- [Data shown]
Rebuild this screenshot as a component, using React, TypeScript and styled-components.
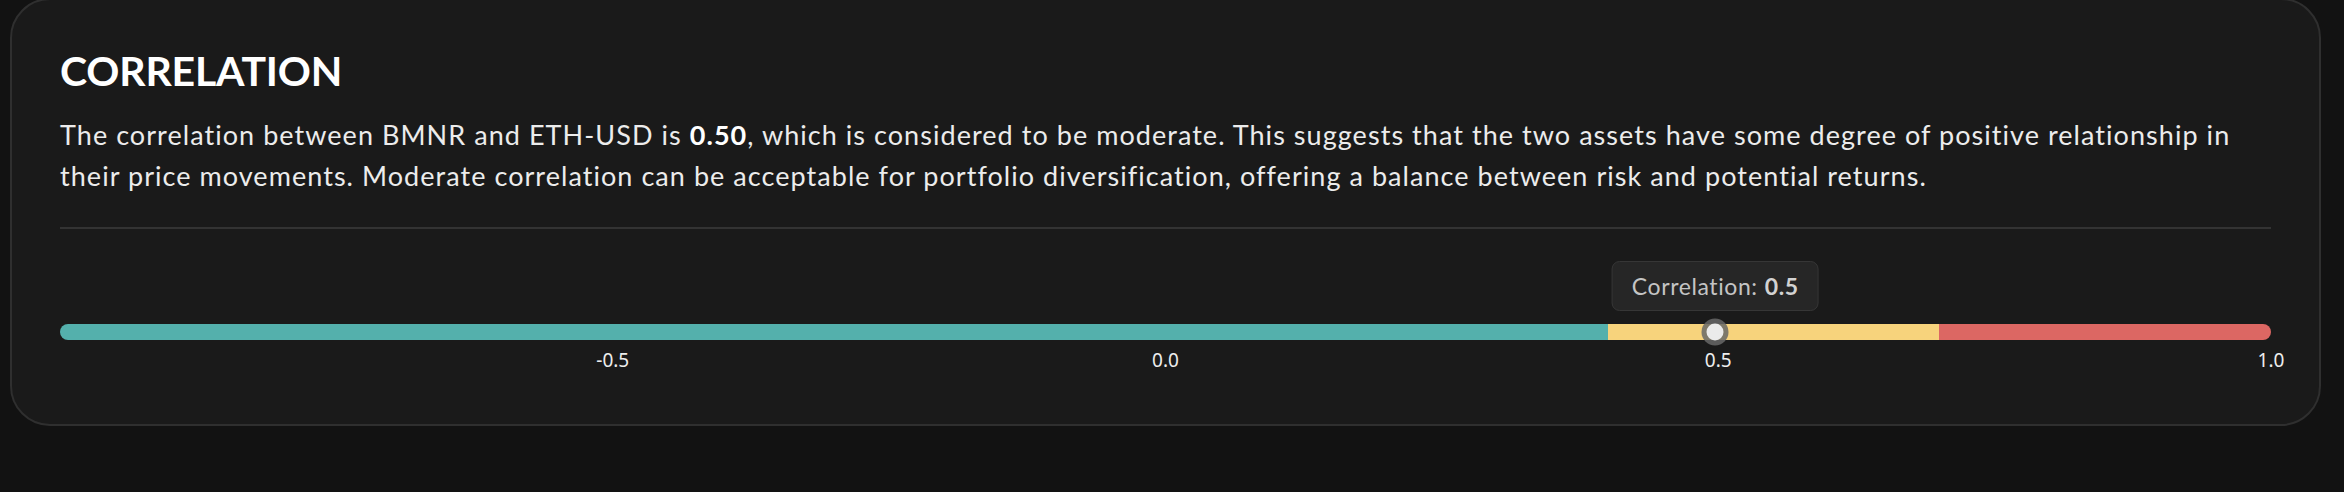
import styled, { createGlobalStyle } from "styled-components"

const GlobalStyle = createGlobalStyle`
    html, body {
        margin: 0;
        padding: 0;
        background: #121212;
    }
    body {
        font-family: Lato, "Noto Sans", sans-serif;
        color: #f2f2f2;
    }
`

const PageStyle = styled.div`
    padding: 0 23px 0 10px;
    height: 492px;
    overflow: hidden;
`

const CardStyle = styled.section`
    margin-top: -2px;
    background: #1a1a1a;
    border: 2px solid #2f2f2f;
    border-radius: 40px;
    padding: 46px 48px 50px;
`

const TitleStyle = styled.h2`
    margin: 0 0 19px;
    font-size: 41px;
    line-height: 50px;
    font-weight: 700;
    color: #ffffff;
    letter-spacing: -0.2px;
`

const TextStyle = styled.p`
    margin: 0;
    font-size: 27px;
    line-height: 40.5px;
    letter-spacing: 1.05px;
    color: #ececec;

    strong {
        font-weight: 700;
        color: #ffffff;
    }
`

const DividerStyle = styled.hr`
    margin: 31px 0 0;
    border: 0;
    height: 2px;
    background: #333333;
`

const SliderStyle = styled.div`
    margin-top: 95px;
    position: relative;
`

const TrackStyle = styled.div`
    display: flex;
    height: 16px;
    border-radius: 8px;
    overflow: hidden;
`

const SegmentStyle = styled.div<{ $color: string }>`
    background: ${(p) => p.$color};
    height: 100%;
`

const ThumbStyle = styled.div`
    position: absolute;
    top: 8px;
    margin-left: -3px;
    width: 17px;
    height: 17px;
    border-radius: 50%;
    background: #ebebeb;
    box-shadow: 0 0 0 5px rgba(105, 105, 105, 0.85);
    transform: translate(-50%, -50%);
`

const TooltipStyle = styled.div`
    position: absolute;
    bottom: calc(100% + 13px);
    margin-left: -3px;
    transform: translateX(-50%);
    height: 50px;
    box-sizing: border-box;
    padding: 0 19px;
    display: flex;
    align-items: center;
    white-space: nowrap;
    background: #262626;
    border: 1.5px solid #363636;
    border-radius: 8px;
    font-size: 23px;
    letter-spacing: 0.6px;
    color: #c4c4c4;

    strong {
        margin-left: 7px;
        font-weight: 700;
        color: #d2d2d2;
    }
`

const TicksStyle = styled.div`
    display: flex;
    margin-top: 7px;
    font-family: "Noto Sans", "Open Sans", sans-serif;
    font-size: 19px;
    line-height: 27px;
    color: #ededed;
`

const TickCellStyle = styled.div`
    flex: 1;
    display: flex;
    justify-content: flex-end;
`

const TickLabelStyle = styled.span`
    transform: translateX(50%);
`

const MIN = -1
const MAX = 1
const value = 0.5

const segments = [
    { from: -1, to: 0.4, color: "#54b0ac" },
    { from: 0.4, to: 0.7, color: "#f7d37c" },
    { from: 0.7, to: 1, color: "#dc6763" },
]

const ticks = ["-0.5", "0.0", "0.5", "1.0"]

const pct = (v: number) => ((v - MIN) / (MAX - MIN)) * 100

export default function App() {
    const pos = `${pct(value)}%`

    return (
        <PageStyle>
            <GlobalStyle />
            <CardStyle>
                <TitleStyle>CORRELATION</TitleStyle>
                <TextStyle>
                    The correlation between BMNR and ETH-USD is <strong>0.50</strong>, which is considered to be moderate.
                    This suggests that the two assets have some degree of positive relationship in their price movements.
                    Moderate correlation can be acceptable for portfolio diversification, offering a balance between risk
                    and potential returns.
                </TextStyle>
                <DividerStyle />
                <SliderStyle>
                    <TooltipStyle style={{ left: pos }}>
                        Correlation:<strong>{value}</strong>
                    </TooltipStyle>
                    <TrackStyle>
                        {segments.map((s) => (
                            <SegmentStyle key={s.color} $color={s.color} style={{ width: `${pct(s.to) - pct(s.from)}%` }} />
                        ))}
                    </TrackStyle>
                    <ThumbStyle style={{ left: pos }} />
                    <TicksStyle>
                        {ticks.map((t) => (
                            <TickCellStyle key={t}>
                                <TickLabelStyle>{t}</TickLabelStyle>
                            </TickCellStyle>
                        ))}
                    </TicksStyle>
                </SliderStyle>
            </CardStyle>
        </PageStyle>
    )
}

- [To do] Copy each line exactly, and leave the pictures out of your copy.

- [Complete output]
Rebuild this screenshot as a component, using React, TypeScript and styled-components.
import styled, { createGlobalStyle } from "styled-components"

const GlobalStyle = createGlobalStyle`
    html, body {
        margin: 0;
        padding: 0;
        background: #121212;
    }
    body {
        font-family: Lato, "Noto Sans", sans-serif;
        color: #f2f2f2;
    }
`

const PageStyle = styled.div`
    padding: 0 23px 0 10px;
    height: 492px;
    overflow: hidden;
`

const CardStyle = styled.section`
    margin-top: -2px;
    background: #1a1a1a;
    border: 2px solid #2f2f2f;
    border-radius: 40px;
    padding: 46px 48px 50px;
`

const TitleStyle = styled.h2`
    margin: 0 0 19px;
    font-size: 41px;
    line-height: 50px;
    font-weight: 700;
    color: #ffffff;
    letter-spacing: -0.2px;
`

const TextStyle = styled.p`
    margin: 0;
    font-size: 27px;
    line-height: 40.5px;
    letter-spacing: 1.05px;
    color: #ececec;

    strong {
        font-weight: 700;
        color: #ffffff;
    }
`

const DividerStyle = styled.hr`
    margin: 31px 0 0;
    border: 0;
    height: 2px;
    background: #333333;
`

const SliderStyle = styled.div`
    margin-top: 95px;
    position: relative;
`

const TrackStyle = styled.div`
    display: flex;
    height: 16px;
    border-radius: 8px;
    overflow: hidden;
`

const SegmentStyle = styled.div<{ $color: string }>`
    background: ${(p) => p.$color};
    height: 100%;
`

const ThumbStyle = styled.div`
    position: absolute;
    top: 8px;
    margin-left: -3px;
    width: 17px;
    height: 17px;
    border-radius: 50%;
    background: #ebebeb;
    box-shadow: 0 0 0 5px rgba(105, 105, 105, 0.85);
    transform: translate(-50%, -50%);
`

const TooltipStyle = styled.div`
    position: absolute;
    bottom: calc(100% + 13px);
    margin-left: -3px;
    transform: translateX(-50%);
    height: 50px;
    box-sizing: border-box;
    padding: 0 19px;
    display: flex;
    align-items: center;
    white-space: nowrap;
    background: #262626;
    border: 1.5px solid #363636;
    border-radius: 8px;
    font-size: 23px;
    letter-spacing: 0.6px;
    color: #c4c4c4;

    strong {
        margin-left: 7px;
        font-weight: 700;
        color: #d2d2d2;
    }
`

const TicksStyle = styled.div`
    display: flex;
    margin-top: 7px;
    font-family: "Noto Sans", "Open Sans", sans-serif;
    font-size: 19px;
    line-height: 27px;
    color: #ededed;
`

const TickCellStyle = styled.div`
    flex: 1;
    display: flex;
    justify-content: flex-end;
`

const TickLabelStyle = styled.span`
    transform: translateX(50%);
`

const MIN = -1
const MAX = 1
const value = 0.5

const segments = [
    { from: -1, to: 0.4, color: "#54b0ac" },
    { from: 0.4, to: 0.7, color: "#f7d37c" },
    { from: 0.7, to: 1, color: "#dc6763" },
]

const ticks = ["-0.5", "0.0", "0.5", "1.0"]

const pct = (v: number) => ((v - MIN) / (MAX - MIN)) * 100

export default function App() {
    const pos = `${pct(value)}%`

    return (
        <PageStyle>
            <GlobalStyle />
            <CardStyle>
                <TitleStyle>CORRELATION</TitleStyle>
                <TextStyle>
                    The correlation between BMNR and ETH-USD is <strong>0.50</strong>, which is considered to be moderate.
                    This suggests that the two assets have some degree of positive relationship in their price movements.
                    Moderate correlation can be acceptable for portfolio diversification, offering a balance between risk
                    and potential returns.
                </TextStyle>
                <DividerStyle />
                <SliderStyle>
                    <TooltipStyle style={{ left: pos }}>
                        Correlation:<strong>{value}</strong>
                    </TooltipStyle>
                    <TrackStyle>
                        {segments.map((s) => (
                            <SegmentStyle key={s.color} $color={s.color} style={{ width: `${pct(s.to) - pct(s.from)}%` }} />
                        ))}
                    </TrackStyle>
                    <ThumbStyle style={{ left: pos }} />
                    <TicksStyle>
                        {ticks.map((t) => (
                            <TickCellStyle key={t}>
                                <TickLabelStyle>{t}</TickLabelStyle>
                            </TickCellStyle>
                        ))}
                    </TicksStyle>
                </SliderStyle>
            </CardStyle>
        </PageStyle>
    )
}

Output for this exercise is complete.